How do int-to-string casts work in Go? - string

I only started Go today, so this may be obvious but I couldn't find anything on it.
What does var x uint64 = 0x12345678; y := string(x) give y?
I know var x uint8 = 65; y := string(x) would give y the byte 65, character A, and common sense would suggest (since types larger than uint8 are allowed to be cast to strings) that they would simply be packed in to native byte order (i.e little endian) and assigned to the variable.
This does not seem to be the case:
hex.EncodeToString([]byte(y)) ==> "efbfbd"
First thought says this is an address with the last byte being left off because of some weird null terminator thingy, but if I allocate two x and y variables with two different values and print them out I get the same result.
var x, x2 uint64 = 0x10000000, 0x20000000
y, y2 := string(x), string(x2)
fmt.Println(hex.EncodeToString([]byte(y))) // "efbfbd"
fmt.Println(hex.EncodeToString([]byte(y2))) // "efbfbd"
Maddeningly I can't find the implementation for the string type anywhere although I probably haven't looked hard enough.

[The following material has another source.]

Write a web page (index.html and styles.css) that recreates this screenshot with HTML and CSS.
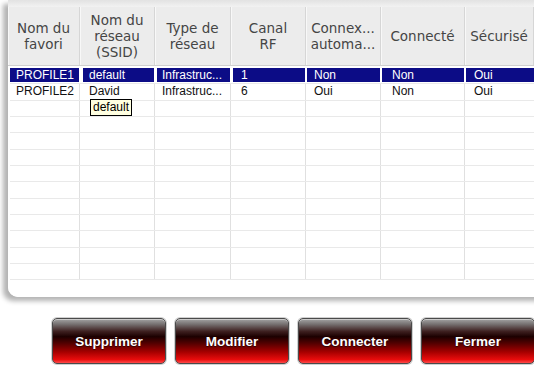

This is covered in the Spec: Conversions: Conversions to and from a string type:
Converting a signed or unsigned integer value to a string type yields a string containing the UTF-8 representation of the integer. Values outside the range of valid Unicode code points are converted to "\uFFFD".
So effectively when you convert a numeric value to string, it can only yield a string having one rune (character). And since Go stores strings as the UTF-8 encoded byte sequences in memory, that is what you will see if you convert your string to []byte:
Converting a value of a string type to a slice of bytes type yields a slice whose successive elements are the bytes of the string.
When you try to conver the 0x12345678, 0x10000000 and 0x20000000 values to string, since they are outside of the range of valid Unicode code points, as per spec they are converted to "\uFFFD" which in UTF-8 encoding is []byte{239, 191, 189}; when encoded to hex string:
fmt.Println(hex.EncodeToString([]byte("\uFFFD"))) // Output: efbfbd
Or simply:
fmt.Printf("%x", "\uFFFD") // Output: efbfbd
Read the blog post Strings, bytes, runes and characters in Go for more details about string internals.
And btw since Go 1.5 the Go runtime is implemented (mostly) in Go, so these conversions are now implemented in Go and can be found in the runtime package: runtime/string.go, look for the intstring() function.

Related

string(int), string(int32) and string([]int32) are all valid but string([]int) is invalid - what's the rationale here?

(I'm using Go 1.14.6.)
The following statements would all output the char a
Println(string(int(97) ) )
Println(string(int32(97) ) )
Println(string([]int32{97} ) )
But
Println(string([]int{97} ) )
would cause compile error
cannot convert []int literal (type []int) to type string
The behavior is confusing to me. If it handles string(int) the same as string(int32), why it handles string([]int) different from string([]int32)?
rune which represents a unicode code point is an alias for int32. So effectively string([]int32{}) is the same as string([]rune{}) which converts a slice of runes (something like the charaters of a string) to string. This is useful.
int is not int32 nor rune, so it's not logical what converting []int to string should be, it's ambiguous, so it's not allowed by the language spec.
Converting an integer number to string results in a string value with a single rune. Spec: Conversions:
Conversions to and from a string type
Converting a signed or unsigned integer value to a string type yields a string containing the UTF-8 representation of the integer. Values outside the range of valid Unicode code points are converted to "\uFFFD".
This is confusing to many, as many expects the conversion result to be the (decimal) representation as string. The Go authors have recognized this, and have taken steps to depcecate and remove it from the language in the future. In Go 1.15, go vet already warns for such conversion. Go 1.15 release notes: Vet:
New warning for string(x)
The vet tool now warns about conversions of the form string(x) where x has an integer type other than rune or byte. Experience with Go has shown that many conversions of this form erroneously assume that string(x) evaluates to the string representation of the integer x. It actually evaluates to a string containing the UTF-8 encoding of the value of x. For example, string(9786) does not evaluate to the string "9786"; it evaluates to the string "\xe2\x98\xba", or "☺".
Code that is using string(x) correctly can be rewritten to string(rune(x)). Or, in some cases, calling utf8.EncodeRune(buf, x) with a suitable byte slice buf may be the right solution. Other code should most likely use strconv.Itoa or fmt.Sprint.
This new vet check is enabled by default when using go test.
We are considering prohibiting the conversion in a future release of Go. That is, the language would change to only permit string(x) for integer x when the type of x is rune or byte. Such a language change would not be backward compatible. We are using this vet check as a first trial step toward changing the language.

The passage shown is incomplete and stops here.